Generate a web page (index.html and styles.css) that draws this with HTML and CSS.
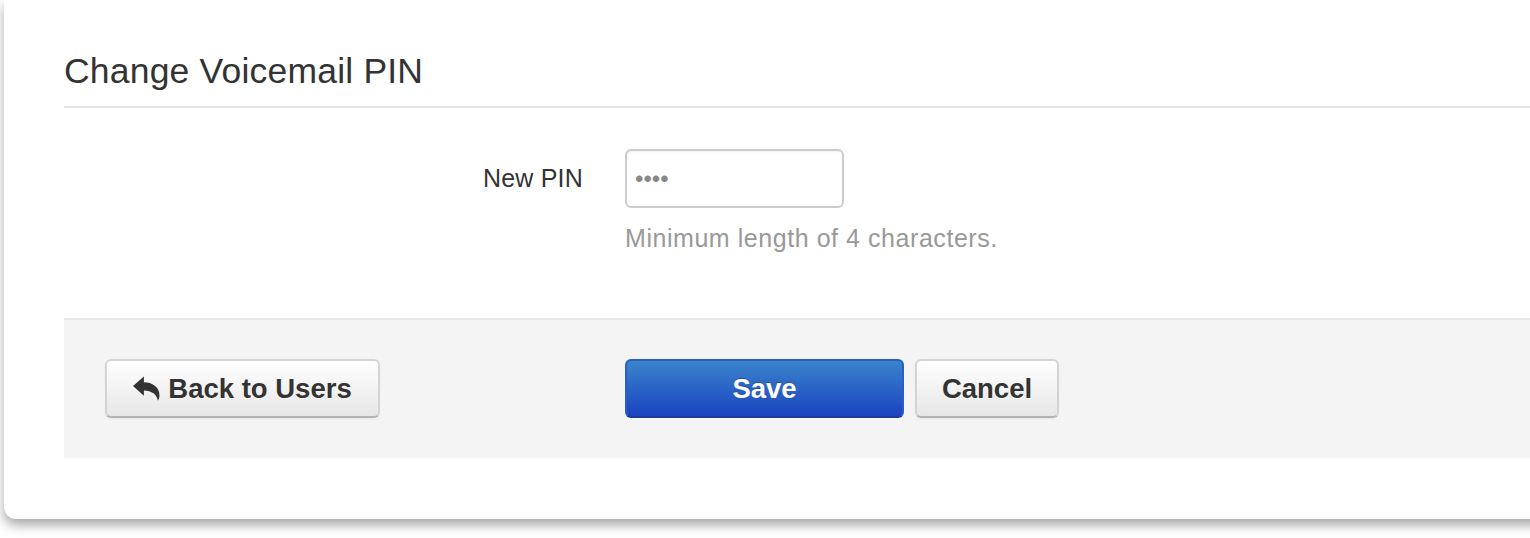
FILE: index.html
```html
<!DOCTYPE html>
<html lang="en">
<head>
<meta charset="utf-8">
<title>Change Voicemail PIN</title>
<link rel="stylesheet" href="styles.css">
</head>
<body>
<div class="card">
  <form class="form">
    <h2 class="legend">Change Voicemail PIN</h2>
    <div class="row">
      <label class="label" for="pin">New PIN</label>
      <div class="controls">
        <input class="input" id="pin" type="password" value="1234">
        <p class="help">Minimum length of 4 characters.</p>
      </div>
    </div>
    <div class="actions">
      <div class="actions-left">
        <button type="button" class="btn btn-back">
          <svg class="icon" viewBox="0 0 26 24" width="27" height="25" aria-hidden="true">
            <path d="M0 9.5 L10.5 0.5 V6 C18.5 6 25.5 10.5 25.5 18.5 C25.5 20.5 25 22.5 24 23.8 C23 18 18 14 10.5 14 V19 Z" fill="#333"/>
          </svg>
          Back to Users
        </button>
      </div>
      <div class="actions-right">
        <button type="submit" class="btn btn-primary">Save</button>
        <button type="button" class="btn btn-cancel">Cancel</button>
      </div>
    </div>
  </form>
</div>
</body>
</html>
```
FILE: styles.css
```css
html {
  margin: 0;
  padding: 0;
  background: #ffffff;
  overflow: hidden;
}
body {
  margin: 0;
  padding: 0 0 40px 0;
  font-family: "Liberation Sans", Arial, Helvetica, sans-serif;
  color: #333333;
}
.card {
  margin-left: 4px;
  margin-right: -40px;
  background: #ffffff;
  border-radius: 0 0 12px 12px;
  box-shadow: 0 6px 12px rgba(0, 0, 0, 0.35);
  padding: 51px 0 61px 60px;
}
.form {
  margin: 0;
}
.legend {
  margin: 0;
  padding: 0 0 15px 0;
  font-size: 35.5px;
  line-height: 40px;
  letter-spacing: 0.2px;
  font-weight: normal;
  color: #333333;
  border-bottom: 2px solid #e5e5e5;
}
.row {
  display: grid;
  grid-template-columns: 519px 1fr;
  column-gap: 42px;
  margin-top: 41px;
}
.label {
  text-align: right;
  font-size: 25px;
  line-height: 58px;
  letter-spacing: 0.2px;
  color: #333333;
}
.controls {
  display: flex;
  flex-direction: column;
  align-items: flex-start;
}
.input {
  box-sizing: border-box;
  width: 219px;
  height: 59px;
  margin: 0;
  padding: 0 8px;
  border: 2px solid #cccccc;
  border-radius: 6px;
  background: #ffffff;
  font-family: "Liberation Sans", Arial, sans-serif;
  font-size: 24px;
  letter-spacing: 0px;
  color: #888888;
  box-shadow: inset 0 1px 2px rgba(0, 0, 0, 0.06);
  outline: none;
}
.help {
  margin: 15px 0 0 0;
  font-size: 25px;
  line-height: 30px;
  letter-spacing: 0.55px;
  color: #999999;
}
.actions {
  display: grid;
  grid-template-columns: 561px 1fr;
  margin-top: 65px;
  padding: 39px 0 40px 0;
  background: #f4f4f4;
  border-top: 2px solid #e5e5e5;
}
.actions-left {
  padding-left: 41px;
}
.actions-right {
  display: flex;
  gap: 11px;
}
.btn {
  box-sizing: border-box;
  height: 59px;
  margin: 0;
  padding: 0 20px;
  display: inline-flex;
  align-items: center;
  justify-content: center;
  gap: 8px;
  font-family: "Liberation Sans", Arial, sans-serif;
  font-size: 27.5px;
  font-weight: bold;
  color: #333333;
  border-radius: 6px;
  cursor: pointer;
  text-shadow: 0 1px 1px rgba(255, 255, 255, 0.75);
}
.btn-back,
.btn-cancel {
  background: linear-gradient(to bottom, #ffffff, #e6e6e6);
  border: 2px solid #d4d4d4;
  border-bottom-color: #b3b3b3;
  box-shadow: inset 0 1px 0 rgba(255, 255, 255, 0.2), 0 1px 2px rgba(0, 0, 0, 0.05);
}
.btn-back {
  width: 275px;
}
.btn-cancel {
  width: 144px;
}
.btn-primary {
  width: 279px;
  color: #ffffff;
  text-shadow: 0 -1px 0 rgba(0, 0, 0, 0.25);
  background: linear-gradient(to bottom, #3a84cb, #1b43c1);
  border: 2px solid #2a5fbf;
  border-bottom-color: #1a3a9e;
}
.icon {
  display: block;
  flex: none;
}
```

• Task to carry out
State how many lines of the material contain the string "styles", with no other words.

• Final result
3